··· DATA LINES

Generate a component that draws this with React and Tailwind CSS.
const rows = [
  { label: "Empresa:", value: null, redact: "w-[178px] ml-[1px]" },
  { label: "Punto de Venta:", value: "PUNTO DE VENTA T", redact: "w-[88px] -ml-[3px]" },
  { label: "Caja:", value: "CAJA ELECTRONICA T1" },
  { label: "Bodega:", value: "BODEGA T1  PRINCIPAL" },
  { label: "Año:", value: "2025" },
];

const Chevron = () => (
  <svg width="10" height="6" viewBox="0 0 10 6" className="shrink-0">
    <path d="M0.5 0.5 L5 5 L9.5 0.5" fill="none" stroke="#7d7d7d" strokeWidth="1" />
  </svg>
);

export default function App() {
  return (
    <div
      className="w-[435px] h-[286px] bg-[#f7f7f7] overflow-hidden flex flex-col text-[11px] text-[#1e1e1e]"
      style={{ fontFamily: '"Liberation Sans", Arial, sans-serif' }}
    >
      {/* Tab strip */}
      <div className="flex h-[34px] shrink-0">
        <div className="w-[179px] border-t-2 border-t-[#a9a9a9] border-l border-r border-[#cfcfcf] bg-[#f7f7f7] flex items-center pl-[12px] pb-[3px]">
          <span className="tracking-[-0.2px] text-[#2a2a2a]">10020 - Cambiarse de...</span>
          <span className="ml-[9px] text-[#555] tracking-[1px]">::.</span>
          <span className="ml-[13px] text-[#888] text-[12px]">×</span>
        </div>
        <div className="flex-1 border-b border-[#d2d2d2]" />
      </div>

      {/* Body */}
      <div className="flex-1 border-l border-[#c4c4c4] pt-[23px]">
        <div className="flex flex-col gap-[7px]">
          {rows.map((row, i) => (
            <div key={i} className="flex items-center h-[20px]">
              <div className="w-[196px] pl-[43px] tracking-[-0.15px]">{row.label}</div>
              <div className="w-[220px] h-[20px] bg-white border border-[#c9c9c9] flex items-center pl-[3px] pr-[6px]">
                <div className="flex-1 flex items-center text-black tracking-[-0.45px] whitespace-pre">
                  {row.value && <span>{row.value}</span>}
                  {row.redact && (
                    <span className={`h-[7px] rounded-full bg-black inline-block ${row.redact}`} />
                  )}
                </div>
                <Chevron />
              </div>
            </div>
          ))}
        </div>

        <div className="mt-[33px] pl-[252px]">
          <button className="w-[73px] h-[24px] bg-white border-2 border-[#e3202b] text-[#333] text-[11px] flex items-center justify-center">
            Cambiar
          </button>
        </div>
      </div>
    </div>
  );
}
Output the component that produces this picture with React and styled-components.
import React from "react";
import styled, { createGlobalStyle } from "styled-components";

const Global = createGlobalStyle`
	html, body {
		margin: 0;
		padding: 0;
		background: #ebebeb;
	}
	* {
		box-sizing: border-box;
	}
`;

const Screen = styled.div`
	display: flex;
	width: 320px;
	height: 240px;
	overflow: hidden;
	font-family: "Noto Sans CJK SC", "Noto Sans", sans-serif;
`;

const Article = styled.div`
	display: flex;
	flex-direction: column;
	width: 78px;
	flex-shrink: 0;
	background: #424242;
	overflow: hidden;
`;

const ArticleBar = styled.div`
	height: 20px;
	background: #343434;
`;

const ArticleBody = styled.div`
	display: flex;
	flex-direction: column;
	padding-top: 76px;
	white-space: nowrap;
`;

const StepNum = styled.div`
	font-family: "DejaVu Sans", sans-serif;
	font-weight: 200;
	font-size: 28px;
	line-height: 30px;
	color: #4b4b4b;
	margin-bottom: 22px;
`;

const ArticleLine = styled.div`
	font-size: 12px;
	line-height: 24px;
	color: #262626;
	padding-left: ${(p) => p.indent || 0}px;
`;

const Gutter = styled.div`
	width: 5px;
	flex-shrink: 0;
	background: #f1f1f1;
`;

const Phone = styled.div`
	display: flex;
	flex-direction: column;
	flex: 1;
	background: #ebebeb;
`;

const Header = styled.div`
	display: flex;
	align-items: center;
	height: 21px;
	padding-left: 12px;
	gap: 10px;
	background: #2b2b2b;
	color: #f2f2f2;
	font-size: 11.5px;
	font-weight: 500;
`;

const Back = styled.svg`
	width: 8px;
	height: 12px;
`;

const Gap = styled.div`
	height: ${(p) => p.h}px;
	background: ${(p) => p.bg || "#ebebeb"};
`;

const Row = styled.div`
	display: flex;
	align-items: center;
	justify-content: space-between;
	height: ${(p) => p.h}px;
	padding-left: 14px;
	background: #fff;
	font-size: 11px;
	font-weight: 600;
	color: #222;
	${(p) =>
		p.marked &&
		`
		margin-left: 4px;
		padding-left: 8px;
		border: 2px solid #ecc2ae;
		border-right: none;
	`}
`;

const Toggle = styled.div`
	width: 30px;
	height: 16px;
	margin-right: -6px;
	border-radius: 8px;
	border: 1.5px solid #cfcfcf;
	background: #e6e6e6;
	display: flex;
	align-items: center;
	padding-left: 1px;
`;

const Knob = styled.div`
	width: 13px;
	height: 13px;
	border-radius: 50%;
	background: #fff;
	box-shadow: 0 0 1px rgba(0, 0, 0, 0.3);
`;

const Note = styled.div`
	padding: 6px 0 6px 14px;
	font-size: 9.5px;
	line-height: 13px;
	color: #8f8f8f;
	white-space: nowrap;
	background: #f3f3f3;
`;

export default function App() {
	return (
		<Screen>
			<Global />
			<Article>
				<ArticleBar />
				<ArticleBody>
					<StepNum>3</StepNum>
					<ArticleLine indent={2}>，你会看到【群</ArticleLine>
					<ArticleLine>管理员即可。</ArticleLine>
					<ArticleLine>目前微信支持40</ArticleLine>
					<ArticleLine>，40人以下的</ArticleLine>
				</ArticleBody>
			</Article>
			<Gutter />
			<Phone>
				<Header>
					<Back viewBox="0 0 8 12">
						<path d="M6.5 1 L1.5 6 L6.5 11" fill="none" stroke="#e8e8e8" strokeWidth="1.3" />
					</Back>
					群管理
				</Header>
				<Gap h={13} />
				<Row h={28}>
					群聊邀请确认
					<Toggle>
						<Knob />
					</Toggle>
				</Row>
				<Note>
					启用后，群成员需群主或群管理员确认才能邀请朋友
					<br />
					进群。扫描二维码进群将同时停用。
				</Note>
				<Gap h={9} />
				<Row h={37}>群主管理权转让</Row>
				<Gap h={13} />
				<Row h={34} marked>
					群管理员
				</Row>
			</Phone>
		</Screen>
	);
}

······
··· DATA LINES

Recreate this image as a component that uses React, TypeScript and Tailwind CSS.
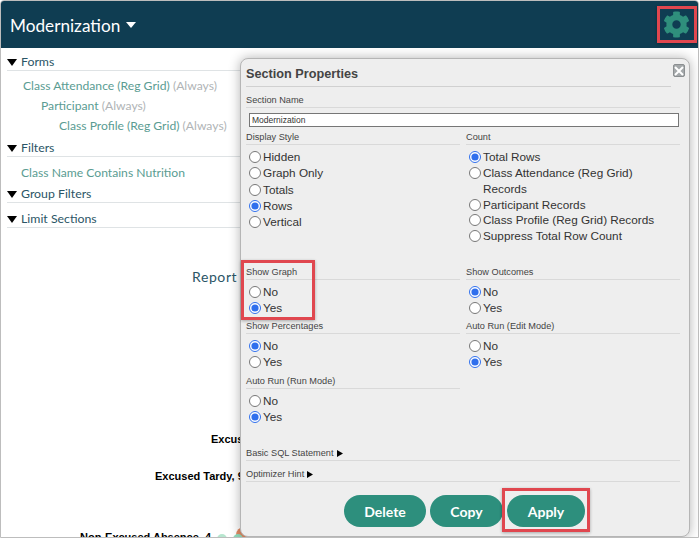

······
··· DATA LINES

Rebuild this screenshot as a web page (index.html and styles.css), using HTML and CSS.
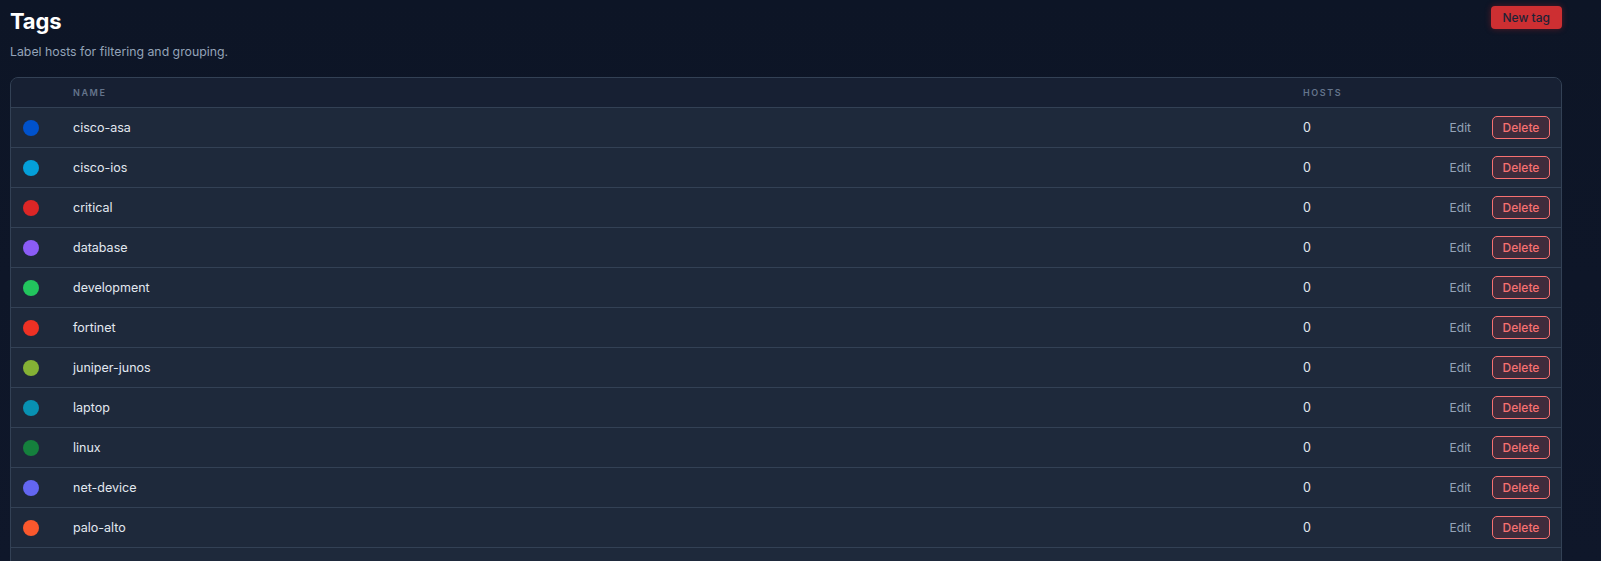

······

SHORT EXERCISE: Select every line of the material above holding the word "that" and copy it.

RESULT OF THE EXERCISE:
Generate a component that draws this with React and Tailwind CSS.
Output the component that produces this picture with React and styled-components.
Recreate this image as a component that uses React, TypeScript and Tailwind CSS.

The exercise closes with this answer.